Paper No. 10-1
Presentation Time: 1:35 PM
STRATIGRAPHIC ARCHITECTURE OF THE EARLIEST RIFT (HALF-)GRABEN TROUGHS FROM EDIACARAN-CAMBRIAN TRANSITION IN THE AVALON ZONE (NEWFOUNDLAND) AND THE ATLAS MOUNTAINS (MOROCCO)
The beginning of rift conditions in the western Avalonian and Atlas rift transects, across the Ediacaran-Cambrian transition, is characterized by evenly distributed small extensional faults crosscutting an inherited Avalonian vs. Panafrican volcanosedimentary basement. Where fault displacements increased and faults grew laterally, they produced linked normal fault arrays featuring (half-)grabens that recorded a distinct change from slope-related and continental (alluvial and fluvial) to marine siliciclastic sedimentation (Rencontre Formation and members 1-3 of Chapel Island Formation vs. Agoundis and Tabia members of Adoudou Formation).

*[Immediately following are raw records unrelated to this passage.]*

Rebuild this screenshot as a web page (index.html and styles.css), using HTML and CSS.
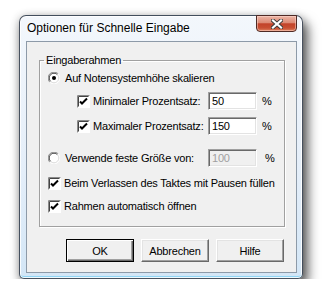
FILE: index.html
```html
<!DOCTYPE html>
<html lang="de">
<head>
  <meta charset="UTF-8" />
  <title>Optionen für Schnelle Eingabe</title>
  <link rel="stylesheet" href="styles.css">
</head>
<body>
  <div class="window">
    <div class="titlebar">
      <span class="title">Optionen für Schnelle Eingabe</span>
      <button class="close" aria-label="Schließen">
        <svg width="12" height="10" viewBox="0 0 12 10">
          <path d="M2 1.5 L10 8.5 M10 1.5 L2 8.5" stroke="#3c3c3c" stroke-width="4" stroke-linecap="square"/>
          <path d="M2 1.5 L10 8.5 M10 1.5 L2 8.5" stroke="#fff" stroke-width="2.2" stroke-linecap="square"/>
        </svg>
      </button>
    </div>

    <div class="client">
      <fieldset class="group">
        <legend>Eingaberahmen</legend>

        <div class="row r1">
          <svg class="radio" width="12" height="12" viewBox="0 0 12 12">
            <circle cx="6" cy="6" r="5.5" fill="#fff"/>
            <path d="M1.8 10.2 A5.5 5.5 0 0 1 10.2 1.8" fill="none" stroke="#8a8a8a" stroke-width="1"/>
            <path d="M2.6 9.4 A4.5 4.5 0 0 1 9.4 2.6" fill="none" stroke="#444" stroke-width="1"/>
            <path d="M10.2 1.8 A5.5 5.5 0 0 1 1.8 10.2" fill="none" stroke="#fff" stroke-width="1"/>
            <path d="M9.4 2.6 A4.5 4.5 0 0 1 2.6 9.4" fill="none" stroke="#dcdcdc" stroke-width="1"/>
            <circle cx="6" cy="6" r="2" fill="#000"/>
          </svg>
          <span>Auf Notensystemhöhe skalieren</span>
        </div>

        <div class="row sub r2">
          <svg class="check" width="13" height="13" viewBox="0 0 13 13">
            <rect x="0" y="0" width="13" height="13" fill="#fff"/>
            <path d="M0.5 12.5 V0.5 H12.5" fill="none" stroke="#8a8a8a"/>
            <path d="M1.5 11.5 V1.5 H11.5" fill="none" stroke="#444"/>
            <path d="M3 6.5 L5 8.5 L10 3.5" fill="none" stroke="#000" stroke-width="2"/>
          </svg>
          <span class="lbl-sub">Minimaler Prozentsatz:</span>
          <span class="edit">50</span>
          <span class="pct">%</span>
        </div>

        <div class="row sub r3">
          <svg class="check" width="13" height="13" viewBox="0 0 13 13">
            <rect x="0" y="0" width="13" height="13" fill="#fff"/>
            <path d="M0.5 12.5 V0.5 H12.5" fill="none" stroke="#8a8a8a"/>
            <path d="M1.5 11.5 V1.5 H11.5" fill="none" stroke="#444"/>
            <path d="M3 6.5 L5 8.5 L10 3.5" fill="none" stroke="#000" stroke-width="2"/>
          </svg>
          <span class="lbl-sub">Maximaler Prozentsatz:</span>
          <span class="edit">150</span>
          <span class="pct">%</span>
        </div>

        <div class="row r4">
          <svg class="radio" width="12" height="12" viewBox="0 0 12 12">
            <circle cx="6" cy="6" r="5.5" fill="#fff"/>
            <path d="M1.8 10.2 A5.5 5.5 0 0 1 10.2 1.8" fill="none" stroke="#8a8a8a" stroke-width="1"/>
            <path d="M2.6 9.4 A4.5 4.5 0 0 1 9.4 2.6" fill="none" stroke="#444" stroke-width="1"/>
            <path d="M10.2 1.8 A5.5 5.5 0 0 1 1.8 10.2" fill="none" stroke="#fff" stroke-width="1"/>
            <path d="M9.4 2.6 A4.5 4.5 0 0 1 2.6 9.4" fill="none" stroke="#dcdcdc" stroke-width="1"/>
          </svg>
          <span class="lbl-main">Verwende feste Größe von:</span>
          <span class="edit disabled">100</span>
          <span class="pct wide">%</span>
        </div>

        <div class="row r5">
          <svg class="check" width="13" height="13" viewBox="0 0 13 13">
            <rect x="0" y="0" width="13" height="13" fill="#fff"/>
            <path d="M0.5 12.5 V0.5 H12.5" fill="none" stroke="#8a8a8a"/>
            <path d="M1.5 11.5 V1.5 H11.5" fill="none" stroke="#444"/>
            <path d="M3 6.5 L5 8.5 L10 3.5" fill="none" stroke="#000" stroke-width="2"/>
          </svg>
          <span>Beim Verlassen des Taktes mit Pausen füllen</span>
        </div>

        <div class="row r6">
          <svg class="check" width="13" height="13" viewBox="0 0 13 13">
            <rect x="0" y="0" width="13" height="13" fill="#fff"/>
            <path d="M0.5 12.5 V0.5 H12.5" fill="none" stroke="#8a8a8a"/>
            <path d="M1.5 11.5 V1.5 H11.5" fill="none" stroke="#444"/>
            <path d="M3 6.5 L5 8.5 L10 3.5" fill="none" stroke="#000" stroke-width="2"/>
          </svg>
          <span>Rahmen automatisch öffnen</span>
        </div>
      </fieldset>

      <div class="buttons">
        <button class="btn default">OK</button>
        <button class="btn">Abbrechen</button>
        <button class="btn">Hilfe</button>
      </div>
    </div>
  </div>
</body>
</html>
```

FILE: styles.css
```css
* {
  box-sizing: border-box;
}

body {
  margin: 0;
  background: #fff;
  font-family: "Liberation Sans", Arial, sans-serif;
  font-size: 11px;
  color: #000;
}

.window {
  display: flex;
  flex-direction: column;
  width: 284px;
  height: 264px;
  margin: 15px 0 0 19px;
  padding: 0 5px 5px 6px;
  border: 1px solid rgba(30, 40, 55, 0.8);
  border-radius: 7px 7px 5px 5px;
  background: linear-gradient(#f3f7fc, #e4eef9 60%, #d3e6f6);
  box-shadow: 5px 7px 12px rgba(0, 0, 0, 0.6),
              0 2px 10px rgba(0, 0, 0, 0.3),
              inset 0 0 0 1px rgba(255, 255, 255, 0.85),
              inset 0 -2px 0 #8fd4f4;
}

.titlebar {
  display: flex;
  justify-content: space-between;
  height: 25px;
}

.title {
  padding: 5px 0 0 1px;
  font-size: 12px;
  text-shadow: 0 0 6px #fff;
}

.close {
  display: flex;
  align-items: center;
  justify-content: center;
  width: 41px;
  height: 17px;
  margin-top: -1px;
  padding: 0;
  border: 1px solid #4e2a25;
  border-radius: 0 0 4px 4px;
  background: linear-gradient(#edb6a6, #dc8a75 45%, #c2432a 52%, #c84f33 80%, #de8462);
  box-shadow: inset 0 0 0 1px rgba(255, 220, 210, 0.5);
}

.client {
  height: 232px;
  border: 1px solid #8d9aa8;
  background: #f0f0f0;
  letter-spacing: -0.2px;
}

.group {
  height: 173px;
  margin: 12px 11px 0 12px;
  padding: 0;
  border: 1px solid #a0a0a0;
  box-shadow: 1px 1px 0 #fff, inset 1px 1px 0 #fff;
}

.group legend {
  margin-left: 4px;
  padding: 0 2px;
  line-height: 13px;
}

.row {
  display: flex;
  align-items: center;
  height: 18px;
  padding-left: 8px;
}

.row.sub {
  padding-left: 37px;
}

.r1 { margin-top: 2px; }
.r2 { margin-top: 5px; }
.r3 { margin-top: 7px; }
.r4 { margin-top: 14px; }
.r5 { margin-top: 7px; }
.r6 { margin-top: 5px; }

.radio {
  margin-right: 5px;
}

.check {
  margin-right: 3px;
}

.lbl-sub {
  width: 115px;
}

.lbl-main {
  width: 143px;
}

.edit {
  width: 49px;
  height: 18px;
  padding: 2px 0 0 3px;
  border: 1px solid;
  border-color: #a0a0a0 #fff #fff #a0a0a0;
  background: #fff;
  box-shadow: inset 1px 1px 0 #696969, inset -1px -1px 0 #e3e3e3;
}

.edit.disabled {
  background: #f0f0f0;
  color: #a0a0a0;
}

.pct {
  margin-left: 5px;
}

.pct.wide {
  margin-left: 8px;
}

.buttons {
  display: flex;
  justify-content: flex-end;
  gap: 7px;
  margin-top: 12px;
  padding-right: 12px;
}

.btn {
  width: 68px;
  height: 23px;
  padding: 0;
  border: 1px solid;
  border-color: #fff #696969 #696969 #fff;
  background: #f0f0f0;
  box-shadow: inset -1px -1px 0 #a0a0a0, inset 1px 1px 0 #e3e3e3;
  font-family: "Liberation Sans", Arial, sans-serif;
  font-size: 11px;
  letter-spacing: -0.2px;
  color: #000;
}

.btn.default {
  border: 1px solid #000;
  box-shadow: inset 1px 1px 0 #fff, inset -1px -1px 0 #696969, inset -2px -2px 0 #a0a0a0;
}
```
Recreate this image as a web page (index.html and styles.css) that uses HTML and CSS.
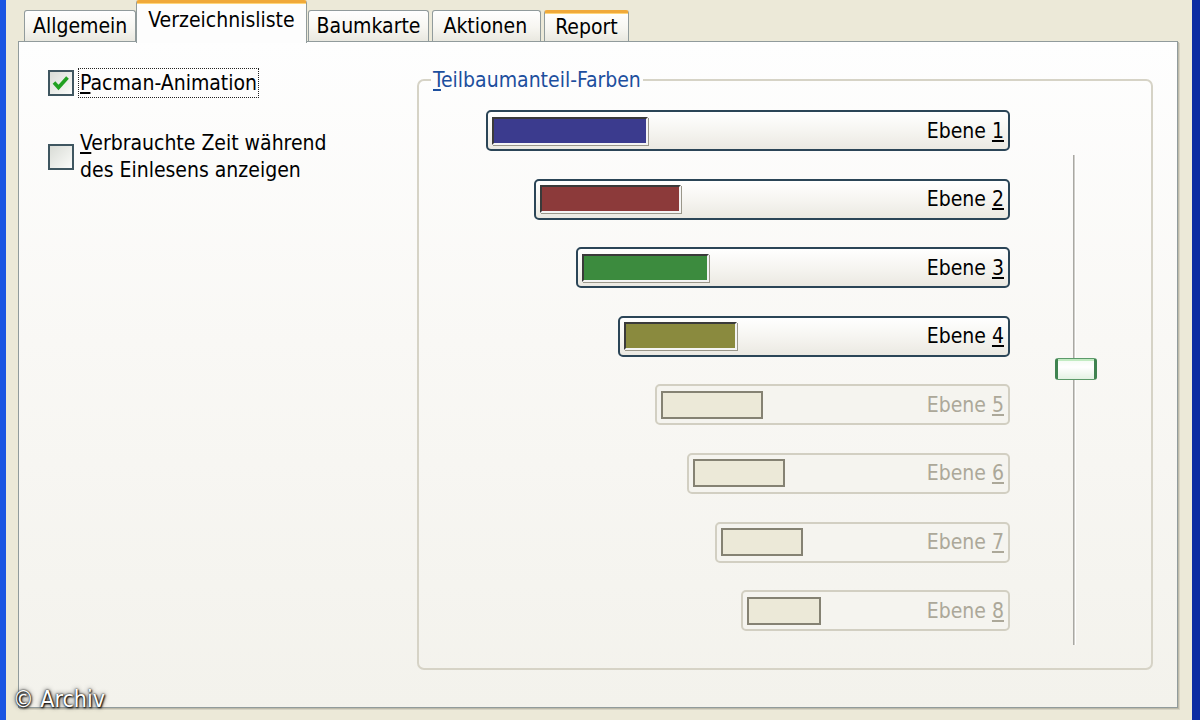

The first episodes of carbonate production were not only climatically (or palaeolatitudinally) constrained, but also controlled by pyro- and epiclastic input, tectonic activity, microbial and shelly style of carbonate production, and influence (or lack) of upwelling ferruginous waters. In both areas, the earliest nucleation pulses of carbonate factories are associated with phosphogenesis (Member 4 of Chapel Island Formation vs. Taguedit Bed and Tifnout Member). Where stretching gradients (the horizontal distance over which stretching of continental lithosphere occurs) were high, brief episodes of carbonate production led to decimetre-scale build-ups and shoal barriers protecting back-barrier microbial consortia on syn-rift carbonate blocks limited to narrow branches (e.g., Avalonian and Moroccan High Atlas and Coastal Meseta rift transects); in contrast, where stretching gradients were low, the relative basement stability led to the growth of giant reef complexes as fault-bounded blocks progressively coalesced into larger composite intra-rift platforms (Anti-Atlas rift transect).